Given data:
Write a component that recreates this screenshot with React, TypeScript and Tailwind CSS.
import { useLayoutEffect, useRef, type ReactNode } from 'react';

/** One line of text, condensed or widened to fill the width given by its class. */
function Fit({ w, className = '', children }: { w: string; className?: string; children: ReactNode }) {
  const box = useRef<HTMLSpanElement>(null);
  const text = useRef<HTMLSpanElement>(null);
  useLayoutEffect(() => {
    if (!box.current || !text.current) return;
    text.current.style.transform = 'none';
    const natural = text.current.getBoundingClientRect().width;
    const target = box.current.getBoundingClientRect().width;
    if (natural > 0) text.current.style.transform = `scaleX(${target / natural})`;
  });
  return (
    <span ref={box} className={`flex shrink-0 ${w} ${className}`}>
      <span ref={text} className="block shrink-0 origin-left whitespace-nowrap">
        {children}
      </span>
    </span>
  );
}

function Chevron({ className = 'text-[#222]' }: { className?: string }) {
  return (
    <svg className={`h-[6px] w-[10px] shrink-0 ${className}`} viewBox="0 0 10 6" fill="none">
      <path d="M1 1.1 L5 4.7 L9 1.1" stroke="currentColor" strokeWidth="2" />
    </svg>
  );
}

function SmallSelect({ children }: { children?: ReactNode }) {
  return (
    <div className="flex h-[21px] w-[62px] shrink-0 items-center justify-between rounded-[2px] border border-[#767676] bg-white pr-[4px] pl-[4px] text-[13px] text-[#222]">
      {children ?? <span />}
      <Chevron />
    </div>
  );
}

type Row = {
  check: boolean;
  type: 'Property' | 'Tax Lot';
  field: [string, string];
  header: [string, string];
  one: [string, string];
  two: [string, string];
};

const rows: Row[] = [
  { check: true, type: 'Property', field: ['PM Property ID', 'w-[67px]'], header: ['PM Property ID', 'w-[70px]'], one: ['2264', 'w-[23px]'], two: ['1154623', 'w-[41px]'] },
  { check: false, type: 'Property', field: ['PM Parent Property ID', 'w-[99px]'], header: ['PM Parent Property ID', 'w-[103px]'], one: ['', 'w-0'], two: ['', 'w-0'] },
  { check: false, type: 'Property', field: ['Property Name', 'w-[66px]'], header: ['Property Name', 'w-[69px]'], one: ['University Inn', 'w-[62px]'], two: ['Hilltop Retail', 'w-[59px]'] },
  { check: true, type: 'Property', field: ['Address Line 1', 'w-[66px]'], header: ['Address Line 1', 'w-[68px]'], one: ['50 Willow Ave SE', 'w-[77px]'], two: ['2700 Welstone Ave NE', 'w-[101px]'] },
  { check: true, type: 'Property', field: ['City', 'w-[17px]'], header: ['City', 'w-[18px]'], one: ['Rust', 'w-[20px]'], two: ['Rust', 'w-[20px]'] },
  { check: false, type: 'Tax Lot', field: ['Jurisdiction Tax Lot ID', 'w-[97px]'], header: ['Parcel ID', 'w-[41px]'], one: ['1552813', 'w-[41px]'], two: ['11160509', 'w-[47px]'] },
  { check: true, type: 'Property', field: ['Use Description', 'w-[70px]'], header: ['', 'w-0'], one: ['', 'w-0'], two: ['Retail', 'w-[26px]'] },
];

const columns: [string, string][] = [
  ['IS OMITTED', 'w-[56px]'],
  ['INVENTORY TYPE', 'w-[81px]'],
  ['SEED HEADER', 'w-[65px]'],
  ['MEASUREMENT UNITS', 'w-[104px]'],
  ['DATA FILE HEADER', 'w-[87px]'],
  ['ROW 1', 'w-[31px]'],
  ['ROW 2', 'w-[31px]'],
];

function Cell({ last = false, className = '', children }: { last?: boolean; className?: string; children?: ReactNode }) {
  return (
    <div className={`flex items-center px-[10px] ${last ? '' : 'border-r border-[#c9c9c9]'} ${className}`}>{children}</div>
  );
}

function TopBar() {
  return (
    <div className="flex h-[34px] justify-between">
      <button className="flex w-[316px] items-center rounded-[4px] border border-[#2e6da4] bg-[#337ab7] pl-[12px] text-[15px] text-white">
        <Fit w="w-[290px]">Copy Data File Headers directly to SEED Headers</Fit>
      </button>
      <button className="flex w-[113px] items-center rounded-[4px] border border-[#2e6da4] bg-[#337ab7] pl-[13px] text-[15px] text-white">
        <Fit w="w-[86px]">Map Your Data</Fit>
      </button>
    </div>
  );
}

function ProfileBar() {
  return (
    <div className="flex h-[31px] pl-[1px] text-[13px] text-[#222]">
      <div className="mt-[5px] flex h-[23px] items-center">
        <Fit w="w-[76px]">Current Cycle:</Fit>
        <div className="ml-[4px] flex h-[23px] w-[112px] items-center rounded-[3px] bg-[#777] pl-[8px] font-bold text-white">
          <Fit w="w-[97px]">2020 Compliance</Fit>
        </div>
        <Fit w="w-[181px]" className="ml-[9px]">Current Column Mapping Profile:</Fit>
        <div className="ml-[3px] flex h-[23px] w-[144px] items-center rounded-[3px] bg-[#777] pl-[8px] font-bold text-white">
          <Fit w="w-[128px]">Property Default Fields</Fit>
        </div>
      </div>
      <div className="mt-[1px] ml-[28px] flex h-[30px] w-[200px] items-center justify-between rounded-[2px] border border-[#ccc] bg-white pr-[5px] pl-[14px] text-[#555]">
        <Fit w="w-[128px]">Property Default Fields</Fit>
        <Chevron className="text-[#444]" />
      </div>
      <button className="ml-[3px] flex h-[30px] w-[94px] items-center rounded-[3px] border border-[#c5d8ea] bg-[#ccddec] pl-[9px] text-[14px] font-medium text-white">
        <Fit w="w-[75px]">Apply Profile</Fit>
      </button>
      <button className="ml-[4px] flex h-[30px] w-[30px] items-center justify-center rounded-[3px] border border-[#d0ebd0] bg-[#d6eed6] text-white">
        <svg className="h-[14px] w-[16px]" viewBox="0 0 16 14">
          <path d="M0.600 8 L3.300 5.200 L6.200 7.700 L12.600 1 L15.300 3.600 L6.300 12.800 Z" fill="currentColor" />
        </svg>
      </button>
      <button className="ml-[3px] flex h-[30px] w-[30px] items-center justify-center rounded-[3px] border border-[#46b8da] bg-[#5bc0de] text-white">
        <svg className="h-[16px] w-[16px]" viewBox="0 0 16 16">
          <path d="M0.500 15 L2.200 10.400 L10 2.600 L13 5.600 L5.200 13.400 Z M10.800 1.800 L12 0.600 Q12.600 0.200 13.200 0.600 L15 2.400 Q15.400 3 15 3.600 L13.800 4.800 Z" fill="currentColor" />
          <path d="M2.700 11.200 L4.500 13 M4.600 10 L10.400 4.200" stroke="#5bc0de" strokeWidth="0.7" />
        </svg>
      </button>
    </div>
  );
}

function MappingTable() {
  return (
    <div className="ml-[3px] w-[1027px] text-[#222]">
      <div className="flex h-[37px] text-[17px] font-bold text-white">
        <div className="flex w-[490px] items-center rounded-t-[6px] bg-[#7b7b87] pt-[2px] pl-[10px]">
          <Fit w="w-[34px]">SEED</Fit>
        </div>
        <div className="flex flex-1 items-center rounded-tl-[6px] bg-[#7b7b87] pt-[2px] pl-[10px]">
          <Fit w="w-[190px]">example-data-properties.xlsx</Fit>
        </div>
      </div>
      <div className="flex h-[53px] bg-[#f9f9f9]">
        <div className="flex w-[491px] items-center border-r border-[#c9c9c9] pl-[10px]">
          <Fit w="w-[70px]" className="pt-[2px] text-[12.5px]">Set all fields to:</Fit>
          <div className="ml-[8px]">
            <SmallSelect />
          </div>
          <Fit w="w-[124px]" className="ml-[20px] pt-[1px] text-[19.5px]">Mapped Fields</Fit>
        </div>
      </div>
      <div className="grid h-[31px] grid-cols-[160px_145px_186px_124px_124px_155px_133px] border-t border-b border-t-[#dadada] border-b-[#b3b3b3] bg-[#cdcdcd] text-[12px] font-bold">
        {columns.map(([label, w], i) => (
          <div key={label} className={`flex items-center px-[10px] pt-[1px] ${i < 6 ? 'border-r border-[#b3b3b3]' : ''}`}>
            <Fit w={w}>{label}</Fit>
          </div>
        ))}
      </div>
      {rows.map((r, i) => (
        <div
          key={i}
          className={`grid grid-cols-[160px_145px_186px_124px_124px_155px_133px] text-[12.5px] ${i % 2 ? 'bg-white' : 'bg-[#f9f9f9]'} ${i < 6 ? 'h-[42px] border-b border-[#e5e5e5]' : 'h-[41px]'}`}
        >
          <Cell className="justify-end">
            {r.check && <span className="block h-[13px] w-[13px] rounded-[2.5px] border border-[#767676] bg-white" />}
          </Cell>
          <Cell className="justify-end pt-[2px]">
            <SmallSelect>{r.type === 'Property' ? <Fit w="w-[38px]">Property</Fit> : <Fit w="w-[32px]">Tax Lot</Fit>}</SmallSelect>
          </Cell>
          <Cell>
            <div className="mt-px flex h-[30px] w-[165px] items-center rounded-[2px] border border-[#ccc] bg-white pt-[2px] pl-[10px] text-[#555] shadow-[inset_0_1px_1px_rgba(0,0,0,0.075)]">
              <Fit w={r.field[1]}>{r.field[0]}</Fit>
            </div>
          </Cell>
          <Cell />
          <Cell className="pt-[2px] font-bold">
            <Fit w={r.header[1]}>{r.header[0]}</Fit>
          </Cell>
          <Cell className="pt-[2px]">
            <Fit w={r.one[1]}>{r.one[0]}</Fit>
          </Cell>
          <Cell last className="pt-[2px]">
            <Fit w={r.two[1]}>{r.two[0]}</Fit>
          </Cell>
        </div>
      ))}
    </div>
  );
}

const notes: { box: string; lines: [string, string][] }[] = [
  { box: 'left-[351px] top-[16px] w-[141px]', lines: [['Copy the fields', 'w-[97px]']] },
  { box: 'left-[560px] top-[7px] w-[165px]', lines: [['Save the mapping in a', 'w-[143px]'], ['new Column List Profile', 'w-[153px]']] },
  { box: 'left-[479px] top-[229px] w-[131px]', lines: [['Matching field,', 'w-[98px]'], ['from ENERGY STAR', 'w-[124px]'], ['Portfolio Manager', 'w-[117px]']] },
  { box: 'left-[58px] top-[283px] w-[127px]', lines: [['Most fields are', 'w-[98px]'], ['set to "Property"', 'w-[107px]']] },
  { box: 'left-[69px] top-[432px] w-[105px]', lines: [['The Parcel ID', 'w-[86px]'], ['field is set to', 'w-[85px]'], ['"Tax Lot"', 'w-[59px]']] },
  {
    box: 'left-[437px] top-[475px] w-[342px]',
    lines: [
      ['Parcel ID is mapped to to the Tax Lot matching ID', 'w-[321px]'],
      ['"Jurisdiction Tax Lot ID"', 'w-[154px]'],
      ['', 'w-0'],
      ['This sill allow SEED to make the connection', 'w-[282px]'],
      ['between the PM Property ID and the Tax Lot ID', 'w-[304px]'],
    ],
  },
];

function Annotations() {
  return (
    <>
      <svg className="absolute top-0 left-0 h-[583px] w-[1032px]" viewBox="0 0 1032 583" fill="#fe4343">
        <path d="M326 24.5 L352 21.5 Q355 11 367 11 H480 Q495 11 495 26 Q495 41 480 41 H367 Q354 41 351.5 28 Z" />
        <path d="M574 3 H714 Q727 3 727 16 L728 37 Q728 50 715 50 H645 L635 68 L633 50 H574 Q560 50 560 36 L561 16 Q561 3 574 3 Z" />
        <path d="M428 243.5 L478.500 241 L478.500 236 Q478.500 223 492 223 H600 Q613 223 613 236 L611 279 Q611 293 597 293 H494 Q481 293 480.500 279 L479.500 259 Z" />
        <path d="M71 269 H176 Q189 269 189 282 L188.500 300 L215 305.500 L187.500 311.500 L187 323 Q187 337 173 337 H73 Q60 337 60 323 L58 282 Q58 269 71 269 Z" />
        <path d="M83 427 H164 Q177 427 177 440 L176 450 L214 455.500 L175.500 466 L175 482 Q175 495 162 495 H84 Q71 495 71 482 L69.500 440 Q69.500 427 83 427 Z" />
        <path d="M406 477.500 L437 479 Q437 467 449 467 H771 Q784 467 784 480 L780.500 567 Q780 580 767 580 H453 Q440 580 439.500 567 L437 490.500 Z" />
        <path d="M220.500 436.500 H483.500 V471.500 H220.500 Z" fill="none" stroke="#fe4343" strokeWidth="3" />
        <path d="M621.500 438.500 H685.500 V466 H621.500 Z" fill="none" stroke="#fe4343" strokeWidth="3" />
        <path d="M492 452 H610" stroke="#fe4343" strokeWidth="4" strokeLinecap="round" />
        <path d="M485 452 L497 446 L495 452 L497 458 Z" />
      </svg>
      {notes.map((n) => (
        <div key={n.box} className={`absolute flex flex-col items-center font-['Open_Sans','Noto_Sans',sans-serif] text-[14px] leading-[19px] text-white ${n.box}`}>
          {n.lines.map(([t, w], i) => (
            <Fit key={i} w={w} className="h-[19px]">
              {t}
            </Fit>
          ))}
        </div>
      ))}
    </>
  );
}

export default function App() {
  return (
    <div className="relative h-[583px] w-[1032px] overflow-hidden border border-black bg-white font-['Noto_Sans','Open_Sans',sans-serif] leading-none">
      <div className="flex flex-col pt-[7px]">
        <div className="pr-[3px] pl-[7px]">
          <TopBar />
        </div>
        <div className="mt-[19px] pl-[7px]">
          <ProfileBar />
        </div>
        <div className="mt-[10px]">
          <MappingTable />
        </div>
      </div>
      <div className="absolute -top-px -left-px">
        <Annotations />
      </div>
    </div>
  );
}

Do this:
Write out, exactly and with nothing else, the lines of the listing above from its first line through the line with "useLayoutEffect, useRef, type".

Complete answer:
Write a component that recreates this screenshot with React, TypeScript and Tailwind CSS.
import { useLayoutEffect, useRef, type ReactNode } from 'react';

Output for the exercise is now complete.